■ **Source material**:

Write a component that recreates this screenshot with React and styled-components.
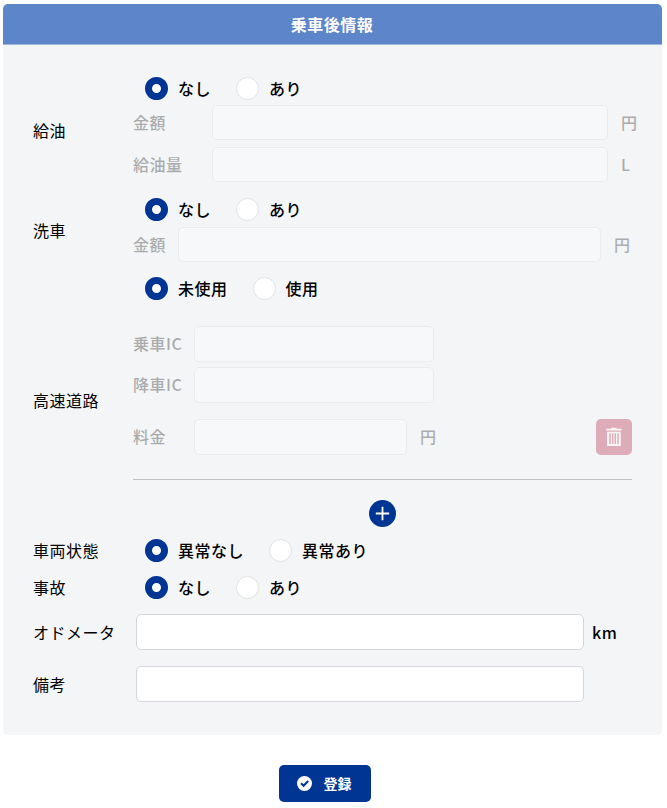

==

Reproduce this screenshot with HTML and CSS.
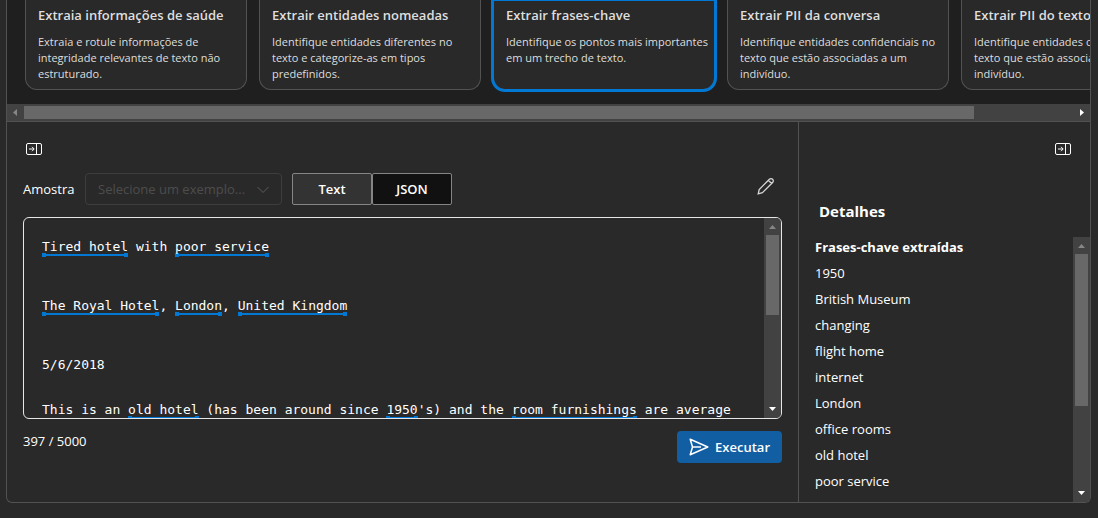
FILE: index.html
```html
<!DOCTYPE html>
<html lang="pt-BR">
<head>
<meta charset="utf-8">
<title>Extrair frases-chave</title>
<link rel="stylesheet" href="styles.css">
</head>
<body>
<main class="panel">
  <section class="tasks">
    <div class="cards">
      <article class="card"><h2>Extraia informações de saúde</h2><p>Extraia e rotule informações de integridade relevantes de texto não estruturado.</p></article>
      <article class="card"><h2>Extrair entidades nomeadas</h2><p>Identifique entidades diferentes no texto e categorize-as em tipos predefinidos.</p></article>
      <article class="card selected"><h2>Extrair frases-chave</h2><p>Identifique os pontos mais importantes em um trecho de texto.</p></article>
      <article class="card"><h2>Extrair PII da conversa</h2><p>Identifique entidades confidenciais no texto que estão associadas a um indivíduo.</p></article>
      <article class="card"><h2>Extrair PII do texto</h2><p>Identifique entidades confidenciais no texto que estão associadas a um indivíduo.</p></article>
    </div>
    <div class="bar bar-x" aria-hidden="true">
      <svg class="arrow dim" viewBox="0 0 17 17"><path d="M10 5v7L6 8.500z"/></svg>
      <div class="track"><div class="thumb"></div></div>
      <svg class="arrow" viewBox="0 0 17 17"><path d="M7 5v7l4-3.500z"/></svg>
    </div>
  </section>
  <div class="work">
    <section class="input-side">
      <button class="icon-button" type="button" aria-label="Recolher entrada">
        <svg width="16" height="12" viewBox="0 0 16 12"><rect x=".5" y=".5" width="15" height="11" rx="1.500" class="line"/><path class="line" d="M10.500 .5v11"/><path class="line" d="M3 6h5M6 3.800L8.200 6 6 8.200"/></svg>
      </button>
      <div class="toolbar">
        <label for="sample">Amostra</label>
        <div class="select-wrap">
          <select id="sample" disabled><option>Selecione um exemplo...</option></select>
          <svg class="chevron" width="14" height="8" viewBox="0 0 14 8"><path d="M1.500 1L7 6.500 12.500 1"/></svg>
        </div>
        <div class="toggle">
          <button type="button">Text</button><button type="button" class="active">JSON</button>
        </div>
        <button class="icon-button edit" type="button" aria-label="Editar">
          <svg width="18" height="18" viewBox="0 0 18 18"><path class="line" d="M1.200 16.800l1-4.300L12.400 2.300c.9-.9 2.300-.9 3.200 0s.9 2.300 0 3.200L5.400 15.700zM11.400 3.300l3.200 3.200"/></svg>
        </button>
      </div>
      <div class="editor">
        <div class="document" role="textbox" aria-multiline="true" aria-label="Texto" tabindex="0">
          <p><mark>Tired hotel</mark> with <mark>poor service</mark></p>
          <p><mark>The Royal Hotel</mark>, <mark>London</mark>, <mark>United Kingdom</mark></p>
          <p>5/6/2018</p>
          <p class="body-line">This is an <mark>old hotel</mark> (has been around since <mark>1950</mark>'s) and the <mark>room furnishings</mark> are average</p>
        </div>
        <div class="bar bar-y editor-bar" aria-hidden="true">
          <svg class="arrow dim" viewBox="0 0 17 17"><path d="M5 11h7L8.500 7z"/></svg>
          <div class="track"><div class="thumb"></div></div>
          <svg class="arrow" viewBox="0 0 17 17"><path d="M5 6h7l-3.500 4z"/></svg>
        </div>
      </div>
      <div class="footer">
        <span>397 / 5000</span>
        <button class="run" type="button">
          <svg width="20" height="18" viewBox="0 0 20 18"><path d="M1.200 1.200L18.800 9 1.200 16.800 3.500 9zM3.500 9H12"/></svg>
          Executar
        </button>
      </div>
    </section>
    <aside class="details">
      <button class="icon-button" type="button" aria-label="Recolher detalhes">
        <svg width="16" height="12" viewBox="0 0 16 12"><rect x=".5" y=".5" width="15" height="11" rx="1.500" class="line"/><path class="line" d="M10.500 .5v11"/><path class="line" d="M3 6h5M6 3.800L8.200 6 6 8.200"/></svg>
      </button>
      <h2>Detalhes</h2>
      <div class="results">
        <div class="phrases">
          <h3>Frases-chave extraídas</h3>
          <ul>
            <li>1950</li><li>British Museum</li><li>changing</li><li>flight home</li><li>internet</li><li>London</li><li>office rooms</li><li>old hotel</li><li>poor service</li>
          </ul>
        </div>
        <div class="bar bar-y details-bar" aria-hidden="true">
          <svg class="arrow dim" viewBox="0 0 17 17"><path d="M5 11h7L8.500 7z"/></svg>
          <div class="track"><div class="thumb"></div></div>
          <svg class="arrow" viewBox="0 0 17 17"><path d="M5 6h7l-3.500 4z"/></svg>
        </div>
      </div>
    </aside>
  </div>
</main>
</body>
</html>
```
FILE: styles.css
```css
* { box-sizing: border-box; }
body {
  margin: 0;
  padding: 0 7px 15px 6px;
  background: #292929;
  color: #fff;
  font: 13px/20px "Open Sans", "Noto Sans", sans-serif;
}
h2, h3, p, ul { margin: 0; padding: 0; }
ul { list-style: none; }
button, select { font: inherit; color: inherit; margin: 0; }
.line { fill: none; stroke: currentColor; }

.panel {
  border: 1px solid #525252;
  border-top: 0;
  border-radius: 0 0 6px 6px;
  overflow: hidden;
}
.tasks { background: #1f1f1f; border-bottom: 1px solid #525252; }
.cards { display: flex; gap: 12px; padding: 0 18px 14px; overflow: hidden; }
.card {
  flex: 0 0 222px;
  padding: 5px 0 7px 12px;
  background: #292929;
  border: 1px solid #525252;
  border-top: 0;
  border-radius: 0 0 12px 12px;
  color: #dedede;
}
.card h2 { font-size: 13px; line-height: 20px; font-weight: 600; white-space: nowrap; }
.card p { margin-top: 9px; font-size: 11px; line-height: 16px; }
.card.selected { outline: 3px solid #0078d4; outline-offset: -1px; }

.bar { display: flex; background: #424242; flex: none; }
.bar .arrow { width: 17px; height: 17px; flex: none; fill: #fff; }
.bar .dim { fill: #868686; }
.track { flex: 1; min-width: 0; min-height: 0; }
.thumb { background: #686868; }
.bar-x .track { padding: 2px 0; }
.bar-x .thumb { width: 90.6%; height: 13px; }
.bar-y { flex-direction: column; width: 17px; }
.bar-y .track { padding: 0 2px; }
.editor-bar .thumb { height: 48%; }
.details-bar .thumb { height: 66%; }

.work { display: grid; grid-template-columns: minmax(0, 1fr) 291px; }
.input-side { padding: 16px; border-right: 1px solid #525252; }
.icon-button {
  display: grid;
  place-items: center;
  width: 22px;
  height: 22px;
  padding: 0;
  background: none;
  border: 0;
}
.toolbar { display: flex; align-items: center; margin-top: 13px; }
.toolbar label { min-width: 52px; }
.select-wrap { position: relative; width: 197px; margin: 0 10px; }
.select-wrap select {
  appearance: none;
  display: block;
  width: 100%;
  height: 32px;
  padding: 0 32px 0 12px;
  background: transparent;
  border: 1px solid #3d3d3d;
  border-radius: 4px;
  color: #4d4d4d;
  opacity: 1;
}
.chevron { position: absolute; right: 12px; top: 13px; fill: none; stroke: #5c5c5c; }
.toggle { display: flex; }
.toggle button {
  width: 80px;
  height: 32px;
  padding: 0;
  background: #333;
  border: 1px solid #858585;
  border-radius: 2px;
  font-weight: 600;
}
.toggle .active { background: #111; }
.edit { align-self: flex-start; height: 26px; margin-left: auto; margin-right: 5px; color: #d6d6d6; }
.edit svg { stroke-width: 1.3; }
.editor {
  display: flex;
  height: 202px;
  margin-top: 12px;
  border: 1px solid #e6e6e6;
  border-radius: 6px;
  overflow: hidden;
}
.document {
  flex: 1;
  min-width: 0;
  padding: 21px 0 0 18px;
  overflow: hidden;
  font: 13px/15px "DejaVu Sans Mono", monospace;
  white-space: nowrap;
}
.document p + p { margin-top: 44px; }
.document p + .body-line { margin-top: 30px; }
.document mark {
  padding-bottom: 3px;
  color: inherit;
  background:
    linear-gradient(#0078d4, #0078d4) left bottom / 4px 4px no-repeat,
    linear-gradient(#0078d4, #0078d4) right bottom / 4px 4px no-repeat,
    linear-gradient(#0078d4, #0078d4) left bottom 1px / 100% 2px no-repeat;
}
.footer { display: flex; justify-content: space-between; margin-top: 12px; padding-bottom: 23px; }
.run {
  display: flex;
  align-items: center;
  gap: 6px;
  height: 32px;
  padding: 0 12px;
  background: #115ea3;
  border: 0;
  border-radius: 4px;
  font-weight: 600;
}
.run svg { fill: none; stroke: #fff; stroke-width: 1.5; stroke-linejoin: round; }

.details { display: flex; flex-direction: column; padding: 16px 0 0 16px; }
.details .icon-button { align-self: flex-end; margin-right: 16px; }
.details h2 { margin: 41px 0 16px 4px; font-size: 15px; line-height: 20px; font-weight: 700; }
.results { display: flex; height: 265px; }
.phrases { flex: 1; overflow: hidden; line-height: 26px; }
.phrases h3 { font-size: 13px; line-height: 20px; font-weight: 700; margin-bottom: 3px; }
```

---

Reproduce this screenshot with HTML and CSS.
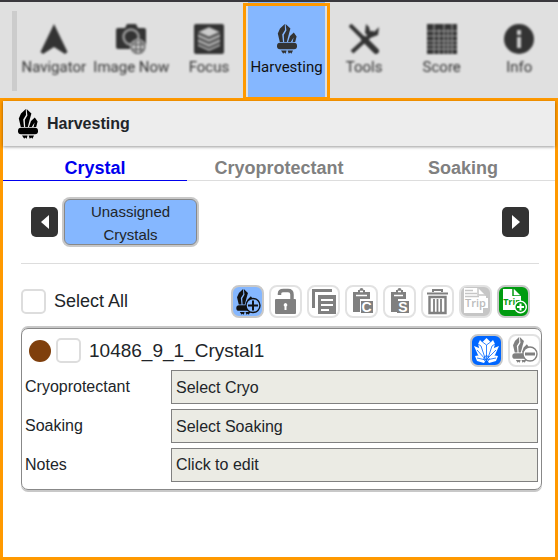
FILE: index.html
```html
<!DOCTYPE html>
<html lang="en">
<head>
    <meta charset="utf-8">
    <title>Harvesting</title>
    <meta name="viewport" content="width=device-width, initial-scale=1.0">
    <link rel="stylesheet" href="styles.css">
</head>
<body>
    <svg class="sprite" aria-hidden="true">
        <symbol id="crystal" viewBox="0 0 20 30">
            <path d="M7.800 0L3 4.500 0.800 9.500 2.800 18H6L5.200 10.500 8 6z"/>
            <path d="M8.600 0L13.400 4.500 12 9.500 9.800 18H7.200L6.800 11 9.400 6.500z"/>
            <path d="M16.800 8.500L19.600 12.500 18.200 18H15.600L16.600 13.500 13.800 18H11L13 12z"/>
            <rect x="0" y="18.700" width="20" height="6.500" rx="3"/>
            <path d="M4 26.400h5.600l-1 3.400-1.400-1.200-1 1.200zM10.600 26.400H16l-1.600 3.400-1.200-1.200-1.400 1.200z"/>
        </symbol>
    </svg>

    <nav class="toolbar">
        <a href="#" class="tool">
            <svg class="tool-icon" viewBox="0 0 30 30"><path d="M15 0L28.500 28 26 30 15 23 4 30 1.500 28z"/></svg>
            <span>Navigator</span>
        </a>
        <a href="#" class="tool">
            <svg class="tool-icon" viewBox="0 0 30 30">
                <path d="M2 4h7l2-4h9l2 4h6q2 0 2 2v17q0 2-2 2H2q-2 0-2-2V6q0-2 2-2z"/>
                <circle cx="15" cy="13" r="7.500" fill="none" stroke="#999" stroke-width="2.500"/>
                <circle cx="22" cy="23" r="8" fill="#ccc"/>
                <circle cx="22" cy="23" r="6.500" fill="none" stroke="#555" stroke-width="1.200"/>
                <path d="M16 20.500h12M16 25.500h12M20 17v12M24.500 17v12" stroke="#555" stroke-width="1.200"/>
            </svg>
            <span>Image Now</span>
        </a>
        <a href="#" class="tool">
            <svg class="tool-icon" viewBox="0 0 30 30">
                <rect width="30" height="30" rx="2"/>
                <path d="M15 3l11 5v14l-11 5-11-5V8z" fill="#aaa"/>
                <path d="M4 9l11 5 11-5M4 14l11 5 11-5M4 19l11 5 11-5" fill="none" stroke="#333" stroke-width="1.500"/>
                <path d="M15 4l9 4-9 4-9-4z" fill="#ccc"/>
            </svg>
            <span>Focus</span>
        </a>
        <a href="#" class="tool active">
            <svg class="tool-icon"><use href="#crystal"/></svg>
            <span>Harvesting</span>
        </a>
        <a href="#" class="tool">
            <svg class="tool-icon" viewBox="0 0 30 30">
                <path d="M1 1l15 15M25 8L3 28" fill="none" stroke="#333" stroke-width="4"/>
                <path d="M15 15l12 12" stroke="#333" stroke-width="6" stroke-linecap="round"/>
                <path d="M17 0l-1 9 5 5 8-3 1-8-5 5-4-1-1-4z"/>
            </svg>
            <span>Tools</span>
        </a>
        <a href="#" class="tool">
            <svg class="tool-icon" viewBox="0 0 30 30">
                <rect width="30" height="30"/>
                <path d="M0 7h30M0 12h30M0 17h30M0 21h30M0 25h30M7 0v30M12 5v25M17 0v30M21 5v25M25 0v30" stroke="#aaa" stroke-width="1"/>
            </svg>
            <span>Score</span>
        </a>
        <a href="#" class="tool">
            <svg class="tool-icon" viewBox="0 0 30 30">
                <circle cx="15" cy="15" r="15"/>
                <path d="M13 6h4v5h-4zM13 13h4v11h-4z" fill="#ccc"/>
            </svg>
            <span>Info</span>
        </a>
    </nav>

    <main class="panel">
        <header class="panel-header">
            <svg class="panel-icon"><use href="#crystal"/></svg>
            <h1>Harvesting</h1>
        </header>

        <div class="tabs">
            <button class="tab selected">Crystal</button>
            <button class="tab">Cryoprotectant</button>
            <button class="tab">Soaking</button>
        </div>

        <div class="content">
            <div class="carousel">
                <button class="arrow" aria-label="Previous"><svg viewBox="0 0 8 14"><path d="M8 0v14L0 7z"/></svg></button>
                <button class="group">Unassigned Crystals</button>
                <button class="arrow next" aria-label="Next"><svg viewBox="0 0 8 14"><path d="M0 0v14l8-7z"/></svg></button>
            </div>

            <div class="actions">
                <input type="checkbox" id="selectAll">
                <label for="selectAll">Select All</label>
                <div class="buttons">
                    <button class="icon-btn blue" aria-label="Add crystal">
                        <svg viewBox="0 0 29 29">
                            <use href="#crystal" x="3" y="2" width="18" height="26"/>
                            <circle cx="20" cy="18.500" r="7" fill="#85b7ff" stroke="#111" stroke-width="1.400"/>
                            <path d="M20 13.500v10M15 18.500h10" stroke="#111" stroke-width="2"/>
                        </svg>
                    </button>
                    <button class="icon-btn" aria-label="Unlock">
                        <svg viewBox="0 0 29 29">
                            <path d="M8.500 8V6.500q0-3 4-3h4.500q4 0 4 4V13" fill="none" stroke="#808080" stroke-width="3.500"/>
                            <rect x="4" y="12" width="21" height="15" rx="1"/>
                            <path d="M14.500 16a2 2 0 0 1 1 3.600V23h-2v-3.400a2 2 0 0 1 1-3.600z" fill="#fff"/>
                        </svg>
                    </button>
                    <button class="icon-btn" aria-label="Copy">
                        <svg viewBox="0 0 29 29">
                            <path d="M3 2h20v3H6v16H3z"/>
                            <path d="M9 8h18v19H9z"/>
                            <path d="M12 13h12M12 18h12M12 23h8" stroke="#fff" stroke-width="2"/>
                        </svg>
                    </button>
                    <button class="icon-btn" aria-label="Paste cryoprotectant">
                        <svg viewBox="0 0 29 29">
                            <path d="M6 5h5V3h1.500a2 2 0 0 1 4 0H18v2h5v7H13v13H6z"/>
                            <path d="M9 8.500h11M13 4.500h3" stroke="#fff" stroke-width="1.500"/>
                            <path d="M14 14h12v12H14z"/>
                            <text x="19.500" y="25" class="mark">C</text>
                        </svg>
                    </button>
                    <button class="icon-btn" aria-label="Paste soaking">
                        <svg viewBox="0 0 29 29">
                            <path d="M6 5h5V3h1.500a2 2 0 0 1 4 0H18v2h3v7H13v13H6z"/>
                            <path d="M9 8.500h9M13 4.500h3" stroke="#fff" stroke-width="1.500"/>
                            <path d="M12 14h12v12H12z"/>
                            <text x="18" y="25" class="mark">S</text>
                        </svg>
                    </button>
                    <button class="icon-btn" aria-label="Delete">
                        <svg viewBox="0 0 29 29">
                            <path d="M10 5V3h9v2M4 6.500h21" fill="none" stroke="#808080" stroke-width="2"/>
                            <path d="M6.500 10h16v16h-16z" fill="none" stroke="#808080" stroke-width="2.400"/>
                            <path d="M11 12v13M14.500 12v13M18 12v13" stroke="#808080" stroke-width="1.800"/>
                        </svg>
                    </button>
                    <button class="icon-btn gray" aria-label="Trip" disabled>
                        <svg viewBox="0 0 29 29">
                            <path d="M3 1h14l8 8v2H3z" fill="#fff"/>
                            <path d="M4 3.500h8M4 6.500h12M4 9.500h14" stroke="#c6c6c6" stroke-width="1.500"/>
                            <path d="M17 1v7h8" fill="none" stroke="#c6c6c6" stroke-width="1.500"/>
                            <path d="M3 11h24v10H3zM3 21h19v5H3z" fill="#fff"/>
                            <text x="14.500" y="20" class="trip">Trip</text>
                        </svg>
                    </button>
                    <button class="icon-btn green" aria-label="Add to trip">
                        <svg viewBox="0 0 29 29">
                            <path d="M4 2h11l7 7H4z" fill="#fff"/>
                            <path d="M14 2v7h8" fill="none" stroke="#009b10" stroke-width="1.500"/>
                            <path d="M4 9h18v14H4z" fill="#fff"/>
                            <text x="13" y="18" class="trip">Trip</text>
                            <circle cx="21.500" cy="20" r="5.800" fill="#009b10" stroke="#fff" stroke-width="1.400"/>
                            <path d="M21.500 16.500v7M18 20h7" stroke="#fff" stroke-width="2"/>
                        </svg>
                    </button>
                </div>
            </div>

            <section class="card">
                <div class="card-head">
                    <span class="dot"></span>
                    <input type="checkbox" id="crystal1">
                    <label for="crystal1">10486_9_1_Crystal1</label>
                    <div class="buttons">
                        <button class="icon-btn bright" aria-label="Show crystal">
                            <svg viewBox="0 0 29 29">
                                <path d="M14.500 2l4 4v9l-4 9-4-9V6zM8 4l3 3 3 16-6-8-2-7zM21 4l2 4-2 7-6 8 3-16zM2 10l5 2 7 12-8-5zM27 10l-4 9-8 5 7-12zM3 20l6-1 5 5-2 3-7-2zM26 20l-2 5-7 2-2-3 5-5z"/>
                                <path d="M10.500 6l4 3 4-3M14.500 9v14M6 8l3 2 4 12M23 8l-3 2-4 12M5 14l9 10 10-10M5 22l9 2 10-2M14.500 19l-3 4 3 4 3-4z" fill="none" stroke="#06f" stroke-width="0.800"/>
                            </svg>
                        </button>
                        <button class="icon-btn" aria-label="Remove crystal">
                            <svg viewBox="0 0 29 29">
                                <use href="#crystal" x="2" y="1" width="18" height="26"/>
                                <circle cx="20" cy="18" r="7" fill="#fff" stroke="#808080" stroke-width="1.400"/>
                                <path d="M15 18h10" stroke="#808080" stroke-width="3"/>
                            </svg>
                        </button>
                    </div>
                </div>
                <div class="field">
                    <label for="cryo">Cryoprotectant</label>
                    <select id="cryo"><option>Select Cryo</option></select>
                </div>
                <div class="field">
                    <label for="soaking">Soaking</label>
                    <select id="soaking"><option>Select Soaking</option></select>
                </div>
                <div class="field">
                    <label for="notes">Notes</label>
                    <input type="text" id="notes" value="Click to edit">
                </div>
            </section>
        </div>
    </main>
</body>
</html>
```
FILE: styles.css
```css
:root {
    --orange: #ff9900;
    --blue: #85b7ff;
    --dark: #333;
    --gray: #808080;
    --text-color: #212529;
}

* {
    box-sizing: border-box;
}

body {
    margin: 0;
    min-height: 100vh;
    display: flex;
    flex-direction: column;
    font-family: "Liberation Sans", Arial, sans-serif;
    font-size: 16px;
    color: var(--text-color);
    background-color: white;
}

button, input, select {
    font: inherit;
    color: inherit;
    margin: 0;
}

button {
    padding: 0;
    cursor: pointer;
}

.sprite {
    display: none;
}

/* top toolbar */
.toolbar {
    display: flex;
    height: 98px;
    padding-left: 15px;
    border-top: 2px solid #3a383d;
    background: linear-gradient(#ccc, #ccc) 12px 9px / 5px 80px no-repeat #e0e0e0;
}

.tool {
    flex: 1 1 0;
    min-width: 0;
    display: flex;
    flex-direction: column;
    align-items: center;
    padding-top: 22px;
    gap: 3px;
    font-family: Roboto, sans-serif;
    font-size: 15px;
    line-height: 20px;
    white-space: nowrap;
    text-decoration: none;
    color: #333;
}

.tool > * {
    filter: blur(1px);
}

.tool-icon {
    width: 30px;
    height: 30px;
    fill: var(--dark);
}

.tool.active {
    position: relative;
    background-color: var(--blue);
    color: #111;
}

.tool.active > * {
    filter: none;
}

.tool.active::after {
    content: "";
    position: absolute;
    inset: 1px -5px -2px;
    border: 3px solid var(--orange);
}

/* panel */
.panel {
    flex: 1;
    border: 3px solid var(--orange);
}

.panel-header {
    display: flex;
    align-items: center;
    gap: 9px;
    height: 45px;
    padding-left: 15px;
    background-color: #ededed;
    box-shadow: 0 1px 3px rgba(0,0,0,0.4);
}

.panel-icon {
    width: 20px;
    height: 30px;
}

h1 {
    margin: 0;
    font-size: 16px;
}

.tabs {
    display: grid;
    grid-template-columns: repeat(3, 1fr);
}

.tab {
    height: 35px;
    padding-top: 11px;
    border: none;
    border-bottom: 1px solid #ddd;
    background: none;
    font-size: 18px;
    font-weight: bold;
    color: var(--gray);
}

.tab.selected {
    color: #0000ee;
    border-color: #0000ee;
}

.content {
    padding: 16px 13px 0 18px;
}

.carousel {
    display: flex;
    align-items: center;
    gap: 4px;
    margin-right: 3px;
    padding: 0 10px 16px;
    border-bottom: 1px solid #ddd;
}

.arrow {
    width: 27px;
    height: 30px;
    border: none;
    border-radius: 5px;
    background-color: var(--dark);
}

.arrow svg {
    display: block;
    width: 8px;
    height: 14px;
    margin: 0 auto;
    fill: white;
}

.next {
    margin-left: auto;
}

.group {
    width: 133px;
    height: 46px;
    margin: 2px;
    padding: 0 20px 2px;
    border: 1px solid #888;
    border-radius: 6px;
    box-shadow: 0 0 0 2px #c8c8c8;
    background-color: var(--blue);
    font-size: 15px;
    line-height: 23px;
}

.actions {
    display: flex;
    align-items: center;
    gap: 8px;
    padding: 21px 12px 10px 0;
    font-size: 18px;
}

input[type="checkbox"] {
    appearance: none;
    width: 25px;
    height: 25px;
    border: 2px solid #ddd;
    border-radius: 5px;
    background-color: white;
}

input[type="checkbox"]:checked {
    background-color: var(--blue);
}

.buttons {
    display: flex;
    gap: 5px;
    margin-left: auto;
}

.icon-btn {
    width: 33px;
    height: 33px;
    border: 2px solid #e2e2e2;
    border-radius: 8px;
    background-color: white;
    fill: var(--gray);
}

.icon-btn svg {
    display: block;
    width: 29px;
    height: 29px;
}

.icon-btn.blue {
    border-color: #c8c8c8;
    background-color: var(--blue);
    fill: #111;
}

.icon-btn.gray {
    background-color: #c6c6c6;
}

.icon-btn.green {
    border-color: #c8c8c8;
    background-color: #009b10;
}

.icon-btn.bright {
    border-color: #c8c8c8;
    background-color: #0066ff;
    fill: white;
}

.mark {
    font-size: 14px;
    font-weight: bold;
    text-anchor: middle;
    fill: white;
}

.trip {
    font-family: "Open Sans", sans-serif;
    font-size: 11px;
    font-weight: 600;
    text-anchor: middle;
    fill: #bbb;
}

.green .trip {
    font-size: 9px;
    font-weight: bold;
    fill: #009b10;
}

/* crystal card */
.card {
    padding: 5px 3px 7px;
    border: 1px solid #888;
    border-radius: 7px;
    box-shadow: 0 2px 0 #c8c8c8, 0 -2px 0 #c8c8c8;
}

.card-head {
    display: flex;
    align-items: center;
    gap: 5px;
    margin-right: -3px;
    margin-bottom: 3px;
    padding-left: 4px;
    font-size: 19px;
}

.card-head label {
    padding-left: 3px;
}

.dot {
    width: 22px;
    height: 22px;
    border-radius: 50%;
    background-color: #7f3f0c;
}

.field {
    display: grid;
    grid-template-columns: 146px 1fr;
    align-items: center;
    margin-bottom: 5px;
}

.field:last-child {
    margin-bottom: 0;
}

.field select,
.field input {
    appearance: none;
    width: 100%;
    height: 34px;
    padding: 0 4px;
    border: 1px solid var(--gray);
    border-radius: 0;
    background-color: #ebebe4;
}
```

■ **Written request**: Find every line in the records above that contains the word "with", and copy each one.

■ **Solution for this task**:
Write a component that recreates this screenshot with React and styled-components.
Reproduce this screenshot with HTML and CSS.
          <p><mark>Tired hotel</mark> with <mark>poor service</mark></p>
Reproduce this screenshot with HTML and CSS.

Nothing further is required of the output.